July 4th Holiday 2012: Ask What You Can Do for Your Country
I’m really looking forward to July 4: a weekday when my only obligations will be to my friends and our backyard. It’s going to be great.
But it’s easy to get caught up in all of the celebration (beer, burgers, and fireworks) and forget about what we are actually celebrating — our nation’s birth. Many of us will inevitably be caught up in a few renditions of our National Anthem, and maybe a little bit of “God Bless America” for good measure. It's important to celebrate the country that is our home, and that still represents freedom and liberty to large swaths of our world.
It’s important to focus on our nation’s foundation because it gives us a great perspective. Just see how far we’ve come in the past 236 years. We have made great strides: Women can now vote in every state, for example. When we think about how far we’ve come and all that generations of great Americans before us have accomplished, we cannot sit complacently at our grills and on our outdoor patio furniture.
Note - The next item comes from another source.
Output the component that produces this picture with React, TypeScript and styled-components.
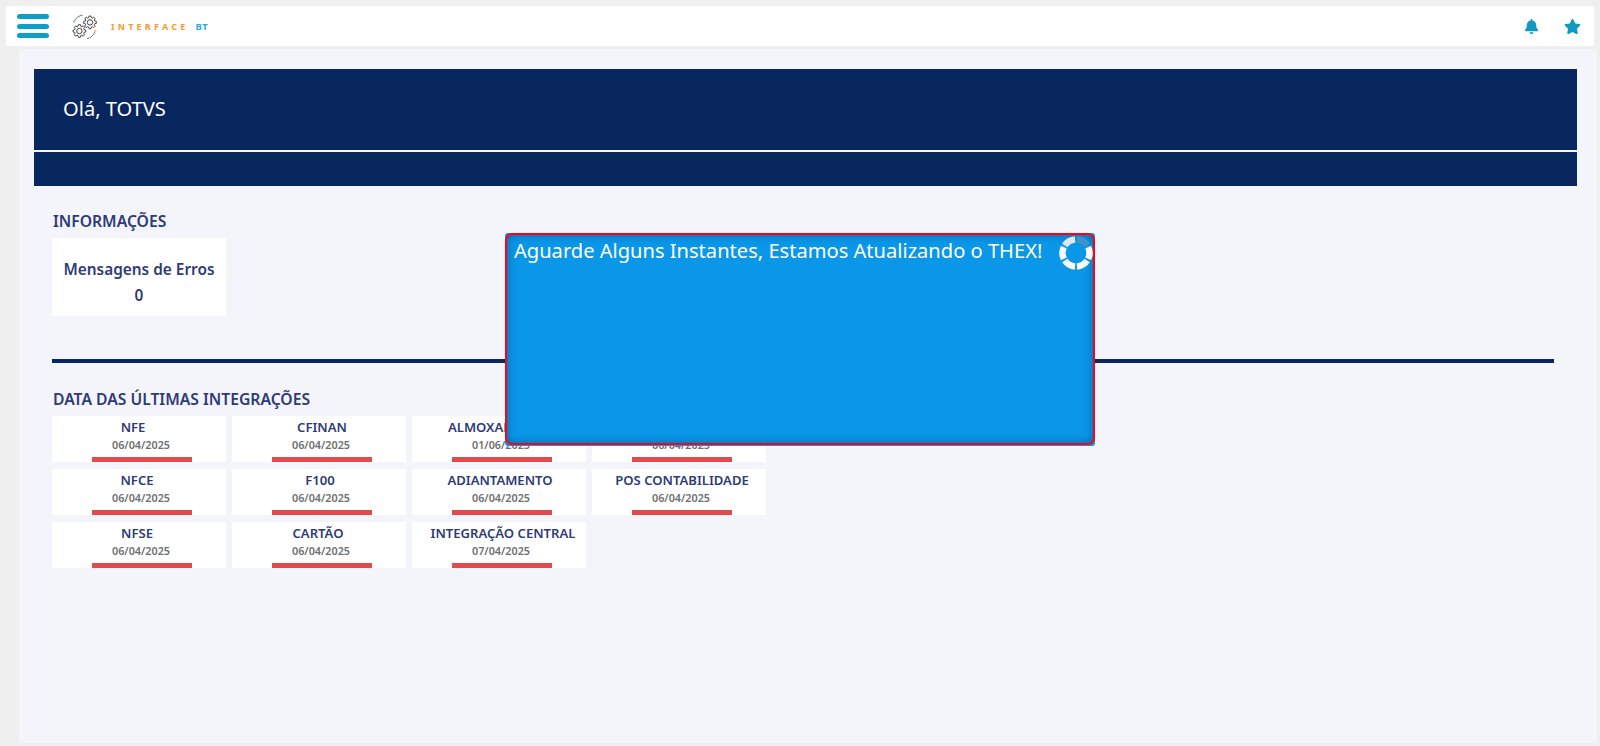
import React from "react";
import styled, { createGlobalStyle } from "styled-components";
import { FaBell, FaStar } from "react-icons/fa";

const Global = createGlobalStyle`
  html, body { margin: 0; padding: 0; background: #efefef; overflow: hidden; }
  body { font-family: "Noto Sans", "Open Sans", sans-serif; }
`;

const Page = styled.div`
  position: relative;
  width: 1600px;
  height: 746px;
  box-sizing: border-box;
  padding: 6px 6px 0;
  background: #efefef;
`;

const Header = styled.header`
  display: flex;
  align-items: center;
  height: 40px;
  background: #fff;
  padding: 0 13px 0 11px;
`;

const Burger = styled.div`
  display: flex;
  flex-direction: column;
  gap: 4.6px;
  width: 32px;
`;

const BurgerBar = styled.span`
  display: block;
  height: 5px;
  border-radius: 3px;
  background: #0f9ec6;
`;

const LogoMark = styled.svg`
  margin-left: 22px;
  width: 28px;
  height: 28px;
  flex: none;
  transform: translateY(1px);
`;

const LogoText = styled.span`
  margin-left: 12px;
  font-size: 9px;
  font-weight: 700;
  letter-spacing: 3.2px;
  color: #f79a34;
`;

const LogoSuffix = styled.span`
  margin-left: 7px;
  font-size: 9.5px;
  font-weight: 700;
  letter-spacing: 0.5px;
  color: #2aa8d4;
`;

const HeaderIcons = styled.div`
  margin-left: auto;
  display: flex;
  align-items: center;
  gap: 25px;
  color: #0f9ac2;
`;

const Main = styled.main`
  box-sizing: border-box;
  width: 1578px;
  height: 694px;
  margin: 3px 0 0 13px;
  padding: 20px 20px 0 15px;
  background: #f4f5fb;
`;

const Banner = styled.section`
  background: #08275f;
  height: 117px;
  display: flex;
  flex-direction: column;
`;

const Greeting = styled.div`
  box-sizing: border-box;
  height: 83px;
  padding: 0 0 2px 29px;
  display: flex;
  align-items: center;
  color: #fff;
  font-size: 20.1px;
  font-weight: 400;
  border-bottom: 2px solid #f4f5fb;
`;

const Content = styled.div`
  padding: 0 23px 0 18px;
`;

const SectionTitle = styled.h2<{ $top: number }>`
  margin: ${(p) => p.$top}px 0 0 1px;
  height: 20px;
  line-height: 20px;
  font-size: 15.7px;
  font-weight: 600;
  color: #2f3a78;
  white-space: nowrap;
`;

const InfoCard = styled.div`
  box-sizing: border-box;
  margin-top: 7px;
  width: 174px;
  height: 78px;
  background: #fff;
  text-align: center;
  padding-top: 19px;
  color: #2f3a78;
  font-size: 15.4px;
  font-weight: 600;
  line-height: 26px;
`;

const Divider = styled.hr`
  margin: 43px 0 0;
  border: 0;
  height: 4px;
  background: #08275f;
`;

const Grid = styled.div`
  margin-top: 7px;
  display: grid;
  grid-template-columns: repeat(4, 174px);
  grid-auto-rows: 46px;
  gap: 7px 6px;
`;

const Card = styled.article`
  position: relative;
  background: #fff;
  display: flex;
  flex-direction: column;
  align-items: center;
  overflow: hidden;
`;

const CardName = styled.div<{ $shift: number }>`
  margin-top: 2px;
  height: 18px;
  line-height: 18px;
  font-size: 13.1px;
  font-weight: 600;
  color: #2f3a78;
  white-space: nowrap;
  transform: translateX(${(p) => p.$shift}px);
`;

const CardDate = styled.div`
  height: 15px;
  line-height: 15px;
  margin-top: 1px;
  padding-left: 4px;
  font-size: 10.8px;
  font-weight: 600;
  color: #6f6f6f;
`;

const CardBar = styled.div`
  position: absolute;
  left: 40px;
  bottom: 0;
  width: 100px;
  height: 5px;
  background: #e04b4d;
`;

const Modal = styled.div`
  position: absolute;
  left: 505px;
  top: 233px;
  width: 590px;
  height: 213px;
  background: #0a97e8;
  border-radius: 3px;
`;

const ModalInner = styled.div`
  box-sizing: border-box;
  width: 590px;
  height: 212px;
  display: flex;
  justify-content: space-between;
  padding: 1px 0 0 7px;
  border: 2.5px solid #ff0010;
  border-radius: 7px;
  background: #0a97e8;
  box-shadow: inset 0 0 8px rgba(0, 50, 110, 0.5);
`;

const ModalText = styled.div`
  margin-top: 2px;
  font-size: 20.1px;
  line-height: 26px;
  font-weight: 400;
  color: #fff;
  white-space: nowrap;
`;

const Spinner = styled.svg`
  width: 34px;
  height: 34px;
  flex: none;
`;

const cards = [
  { name: "NFE", date: "06/04/2025", shift: -6 },
  { name: "CFINAN", date: "06/04/2025", shift: 3 },
  { name: "ALMOXARIFADO", date: "01/06/2025", shift: 1 },
  { name: "CONTABILIDADE", date: "06/04/2025", shift: 0 },
  { name: "NFCE", date: "06/04/2025", shift: -2 },
  { name: "F100", date: "06/04/2025", shift: 1 },
  { name: "ADIANTAMENTO", date: "06/04/2025", shift: 1 },
  { name: "POS CONTABILIDADE", date: "06/04/2025", shift: 3 },
  { name: "NFSE", date: "06/04/2025", shift: -2 },
  { name: "CARTÃO", date: "06/04/2025", shift: -1 },
  { name: "INTEGRAÇÃO CENTRAL", date: "07/04/2025", shift: 4 },
];

function gearPath(cx: number, cy: number, r: number, teeth: number) {
  const pts: string[] = [];
  const step = (Math.PI * 2) / teeth;
  for (let i = 0; i < teeth; i++) {
    const a = i * step;
    const o = r * 1.0;
    const n = r * 0.76;
    const seq: [number, number][] = [
      [n, a - step * 0.36],
      [o, a - step * 0.2],
      [o, a + step * 0.2],
      [n, a + step * 0.36],
    ];
    for (const [rad, ang] of seq) {
      pts.push(`${(cx + rad * Math.cos(ang)).toFixed(2)} ${(cy + rad * Math.sin(ang)).toFixed(2)}`);
    }
  }
  return `M${pts.join("L")}Z`;
}

function Logo() {
  return (
    <LogoMark viewBox="0 0 28 28" fill="none">
      <path d={gearPath(19, 9.4, 6.4, 8)} stroke="#444" strokeWidth="1" />
      <circle cx="19" cy="9.4" r="2.7" stroke="#444" strokeWidth="1" />
      <path d={gearPath(8.4, 18, 6.4, 8)} stroke="#444" strokeWidth="1" />
      <circle cx="8.4" cy="18" r="2.7" stroke="#444" strokeWidth="1" />
      <path d="M3.4 8.2 C5 4.6 8 2.6 11.6 2.2" stroke="#666" strokeWidth="0.9" />
      <circle cx="3" cy="8.6" r="1.2" fill="#7cc7e4" />
      <path d="M24 18.6 C22.6 22.4 19.8 25 16 25.8" stroke="#666" strokeWidth="0.9" />
      <circle cx="24.2" cy="18.2" r="1.2" fill="#f8c48c" />
    </LogoMark>
  );
}

const segments = [
  { from: 34, to: 86, color: "#f6f8fa" },
  { from: 94, to: 146, color: "#f6f8fa" },
  { from: 154, to: 206, color: "#f6f8fa" },
  { from: 214, to: 266, color: "#dfe7ed" },
  { from: 274, to: 326, color: "#3f93c9" },
  { from: 334, to: 386, color: "#f6f8fa" },
];

function arcPath(from: number, to: number) {
  const r = 13.5;
  const pt = (deg: number) => {
    const a = (deg * Math.PI) / 180;
    return `${(17 + r * Math.cos(a)).toFixed(2)} ${(17 + r * Math.sin(a)).toFixed(2)}`;
  };
  return `M${pt(from)}A${r} ${r} 0 0 1 ${pt(to)}`;
}

function LoadingRing() {
  return (
    <Spinner viewBox="0 0 34 34" fill="none">
      {segments.map((s) => (
        <path key={s.from} d={arcPath(s.from, s.to)} stroke={s.color} strokeWidth="6.5" />
      ))}
    </Spinner>
  );
}

export default function App() {
  return (
    <Page>
      <Global />
      <Header>
        <Burger>
          <BurgerBar />
          <BurgerBar />
          <BurgerBar />
        </Burger>
        <Logo />
        <LogoText>INTERFACE</LogoText>
        <LogoSuffix>BT</LogoSuffix>
        <HeaderIcons>
          <FaBell size={15} />
          <FaStar size={17} />
        </HeaderIcons>
      </Header>
      <Main>
        <Banner>
          <Greeting>Olá, TOTVS</Greeting>
        </Banner>
        <Content>
          <SectionTitle $top={25}>INFORMAÇÕES</SectionTitle>
          <InfoCard>
            Mensagens de Erros
            <br />0
          </InfoCard>
          <Divider />
          <SectionTitle $top={26}>DATA DAS ÚLTIMAS INTEGRAÇÕES</SectionTitle>
          <Grid>
            {cards.map((c) => (
              <Card key={c.name}>
                <CardName $shift={c.shift}>{c.name}</CardName>
                <CardDate>{c.date}</CardDate>
                <CardBar />
              </Card>
            ))}
          </Grid>
        </Content>
      </Main>
      <Modal>
        <ModalInner>
          <ModalText>Aguarde Alguns Instantes, Estamos Atualizando o THEX!</ModalText>
          <LoadingRing />
        </ModalInner>
      </Modal>
    </Page>
  );
}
We must ask ourselves, as Americans have on many occasions, what can we do better? America is a great country, but that has never meant that we cannot be greater, that we cannot strive for better.
A cursory glance at indexes and rankings on issues like infant mortality, literacy, student test scores, etc. shows that we still have plenty of work to do. If the founding fathers had sat around and written a Declaration of Independence, but never sent it to England, nothing would have changed. They articulated a vision for a better future and then made it happen. They took the burden upon their own shoulders and did it.
Likewise, we, as Americans, cannot sit on our hands and discuss issues like health care and education, and then quietly retreat back to our cubicles on Thursday, July 5. This fourth of July should be a call to action: How can each of us improve our community and our country? We owe it to ourselves, to our predecessors, and most of all to those who will be called Americans long after we are gone.
Should America be blessed with another magnificent 236 years, do we really want future generations sitting around on their patio furniture and thinking: Wow, we really haven’t come very far at all in the past two centuries, have we?